According to Google Search, the Metropolitan Opera is 1,392 miles from Gas City, a 19½ hour drive, but the journey is a lot longer than those numbers suggest. For me, there were years of vocal study, acting classes, languages to learn and incorporate, music to memorize, hours of practice, rehearsals, and, finally, performing. But this was my route. It may turn out that New Mexico is a good long way from wherever you are headed, too.

BECAUSE of the demands of my profession, singing opera, I have had to grapple with foreign language in the very nature of what I did. I arrived at the University of Kansas, after one year of really easy Latin in high school, and they put me in beginning German, at 8:30 a.m. Busy with shows and rehearsals, I really struggled in that class — but somewhere deep inside, I realized that I could get this language. Twelve years later, I met and married a woman who loves language — and grammar.

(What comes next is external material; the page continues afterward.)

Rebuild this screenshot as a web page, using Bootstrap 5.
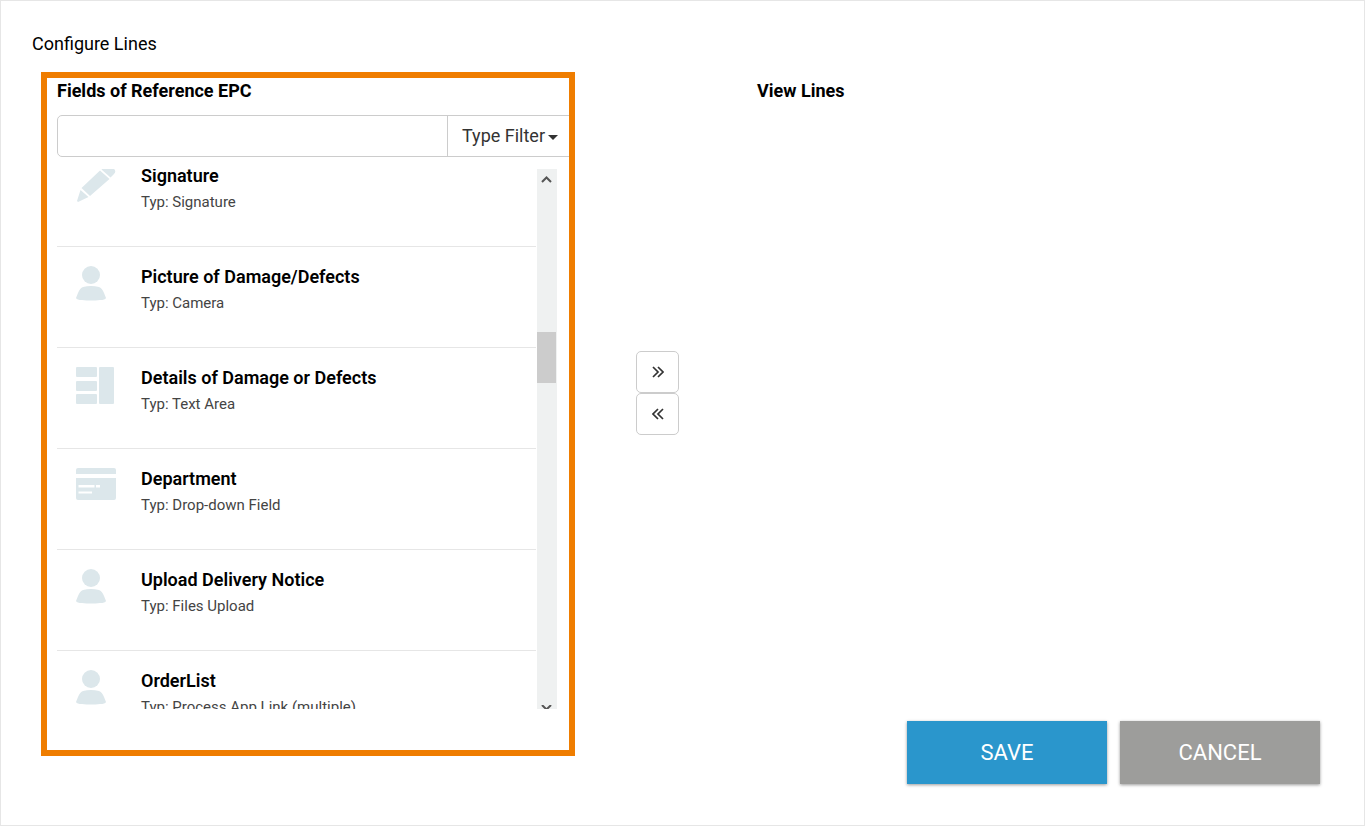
<!DOCTYPE html>
<html lang="en">
<head>
<meta charset="utf-8">
<meta name="viewport" content="width=device-width, initial-scale=1">
<title>Configure Lines</title>
<link href="https://cdn.jsdelivr.net/npm/bootstrap@5.3.0/dist/css/bootstrap.min.css" rel="stylesheet">
<style>
  body { font-family: Roboto, "Liberation Sans", sans-serif; font-size: 18px; line-height: 24px; color: #000; }
  .dialog-frame { border: 1px solid #e6e6e6; padding: 31px 44px 40px 40px; }
  .dialog-title { font-size: 18px; line-height: 24px; font-weight: 400; margin: 0 0 16px -9px; }
  .pane-title { font-size: 18px; line-height: 24px; font-weight: 700; margin: 0; }
  .columns { display: grid; grid-template-columns: 534fr 165fr 580fr; }
  .source-pane { border: 6px solid #ef7d00; padding: 1px 12px 41px 10px; }
  .view-pane { padding: 7px 17px; }
  .filter-bar { margin: 12px -12px 12px 0; width: auto; }
  .filter-bar .form-control { height: 42px; border-color: #ccc; border-radius: 5px; font-size: 18px; }
  .filter-bar .btn { height: 42px; padding: 0 11px 0 14px; border: 1px solid #ccc; border-right: 0; border-radius: 0; font-size: 18px; line-height: 24px; color: #333; }
  .filter-bar .dropdown-toggle::after { border-width: 5px 5px 0; margin-left: 3px; vertical-align: 2px; }
  .scroll-box { height: 540px; }
  .field-list { margin: -23px 1px 0 0; }
  .field-row { height: 101px; padding: 18px 19px; border-bottom: 1px solid #e6e6e6; }
  .field-icon { width: 65px; }
  .field-icon svg { display: block; fill: #dce7eb; }
  .field-name { font-size: 18px; line-height: 24px; font-weight: 600; }
  .field-type { font-size: 15px; line-height: 20px; margin-top: 4px; color: #444; }
  .track { width: 20px; background: #eff1f1; }
  .track svg { display: block; fill: none; stroke: #555; stroke-width: 2; }
  .thumb { width: 19px; height: 51px; margin-top: 143px; background: #ccc; }
  .move-column { padding-bottom: 42px; }
  .move-btn { width: 43px; height: 42px; padding: 0; border: 1px solid #ccc; border-radius: 5px; background: #fff; }
  .move-btn svg { display: block; margin: auto; fill: none; stroke: #333; stroke-width: 1.7; }
  .action-row { gap: 13px; margin-top: -35px; }
  .action-btn { width: 200px; height: 63px; border: 0; border-radius: 0; font-size: 22px; color: #fff; box-shadow: 0 1px 3px rgba(0,0,0,.4); }
  .action-save { background: #2a96cc; }
  .action-cancel { background: #9d9d9b; }
</style>
</head>
<body>
<svg class="d-none" aria-hidden="true">
  <symbol id="person" viewBox="0 0 30 36"><circle cx="15" cy="10" r="9"/><path d="M7 22Q15 20 23 22Q26 23 28 28L30 33Q29 35 24 35Q15 36 6 35Q1 35 0 33L2 28Q4 23 7 22Z"/></symbol>
</svg>
<main class="dialog-frame min-vh-100 d-flex flex-column">
  <h1 class="dialog-title">Configure Lines</h1>
  <div class="columns">
    <section class="source-pane overflow-hidden">
      <h2 class="pane-title">Fields of Reference EPC</h2>
      <div class="input-group filter-bar">
        <input type="text" class="form-control" aria-label="Search fields">
        <button type="button" class="btn dropdown-toggle" data-bs-toggle="dropdown">Type Filter</button>
      </div>
      <div class="scroll-box d-flex overflow-hidden">
        <ul class="field-list list-unstyled flex-grow-1">
          <li class="field-row d-flex">
            <div class="field-icon"><svg width="40" height="40" viewBox="0 0 40 40"><path d="M26 5L29 3Q34 1 37 4Q41 7 38 10L34.500 13.500L25.500 5.500ZM24 6.500L33.500 15L14 32L5.500 24ZM4.500 26L12.500 33L2 38L1 37Z"/></svg></div>
            <div><div class="field-name">Signature</div><div class="field-type">Typ: Signature</div></div>
          </li>
          <li class="field-row d-flex">
            <div class="field-icon"><svg width="30" height="36"><use href="#person"/></svg></div>
            <div><div class="field-name">Picture of Damage/Defects</div><div class="field-type">Typ: Camera</div></div>
          </li>
          <li class="field-row d-flex">
            <div class="field-icon"><svg width="38" height="39" viewBox="0 0 38 39"><rect y="1" width="21" height="10" rx="1"/><rect y="15" width="21" height="10" rx="1"/><rect y="28" width="21" height="10" rx="1"/><rect x="23" y="1" width="15" height="37" rx="1"/></svg></div>
            <div><div class="field-name">Details of Damage or Defects</div><div class="field-type">Typ: Text Area</div></div>
          </li>
          <li class="field-row d-flex">
            <div class="field-icon"><svg width="40" height="34" viewBox="0 0 40 34"><path fill-rule="evenodd" d="M2 1H38Q40 1 40 3V7H0V3Q0 1 2 1ZM0 11H40V31Q40 33 38 33H2Q0 33 0 31ZM2.500 18V20.500H18.500V18ZM20 18V20.500H24V18ZM2.500 24.500V26.500H16V24.500Z"/></svg></div>
            <div><div class="field-name">Department</div><div class="field-type">Typ: Drop-down Field</div></div>
          </li>
          <li class="field-row d-flex">
            <div class="field-icon"><svg width="30" height="36"><use href="#person"/></svg></div>
            <div><div class="field-name">Upload Delivery Notice</div><div class="field-type">Typ: Files Upload</div></div>
          </li>
          <li class="field-row d-flex">
            <div class="field-icon"><svg width="30" height="36"><use href="#person"/></svg></div>
            <div><div class="field-name">OrderList</div><div class="field-type">Typ: Process App Link (multiple)</div></div>
          </li>
        </ul>
        <div class="track d-flex flex-column" aria-hidden="true">
          <svg width="20" height="20"><path d="M5 13L9.500 8.500L14 13"/></svg>
          <div class="thumb"></div>
          <svg class="mt-auto" width="20" height="4"><path d="M5 0L9.500 4.500L14 0"/></svg>
        </div>
      </div>
    </section>
    <div class="move-column d-flex flex-column align-items-center justify-content-center">
      <button type="button" class="move-btn" aria-label="Add to view"><svg width="12" height="12"><path d="M1 1L6 6L1 11M6 1L11 6L6 11"/></svg></button>
      <button type="button" class="move-btn" aria-label="Remove from view"><svg width="12" height="12"><path d="M6 1L1 6L6 11M11 1L6 6L11 11"/></svg></button>
    </div>
    <section class="view-pane d-flex flex-column">
      <h2 class="pane-title">View Lines</h2>
    </section>
  </div>
  <div class="action-row d-flex justify-content-end">
    <button type="button" class="btn action-btn action-save">SAVE</button>
    <button type="button" class="btn action-btn action-cancel">CANCEL</button>
  </div>
</main>
<script src="https://cdn.jsdelivr.net/npm/bootstrap@5.3.0/dist/js/bootstrap.bundle.min.js"></script>
</body>
</html>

By this time in my life, diagramming sentences looked pretty exciting! …There is no better way to expand your world than to experience the world of others through their language. So, my advice to you is study a second language, or for those of you who already speak two languages, study a third.

Some of you will become actors, or dancers, writers or musicians, painters or sculptors. And others of you will pursue equally fulfilling careers that may not be quote-unquote “artistic.”

But already, in studying the arts as you have, you have developed skills and talents that will serve you in whatever kind of work you choose. As artists, we know how to start a job, break it apart into basic units, look at it from different angles, and then complete it. Administrators love to hire people from the arts, who know how to pursue a problem until it is solved.

Above all, as artists we take our imagination seriously. We use our brains in ways not limited by academic structures or by what has been done before. Trusting our intuition, relying on our imagination — these are hallmarks of creativity. And they will enrich any course of life you may follow.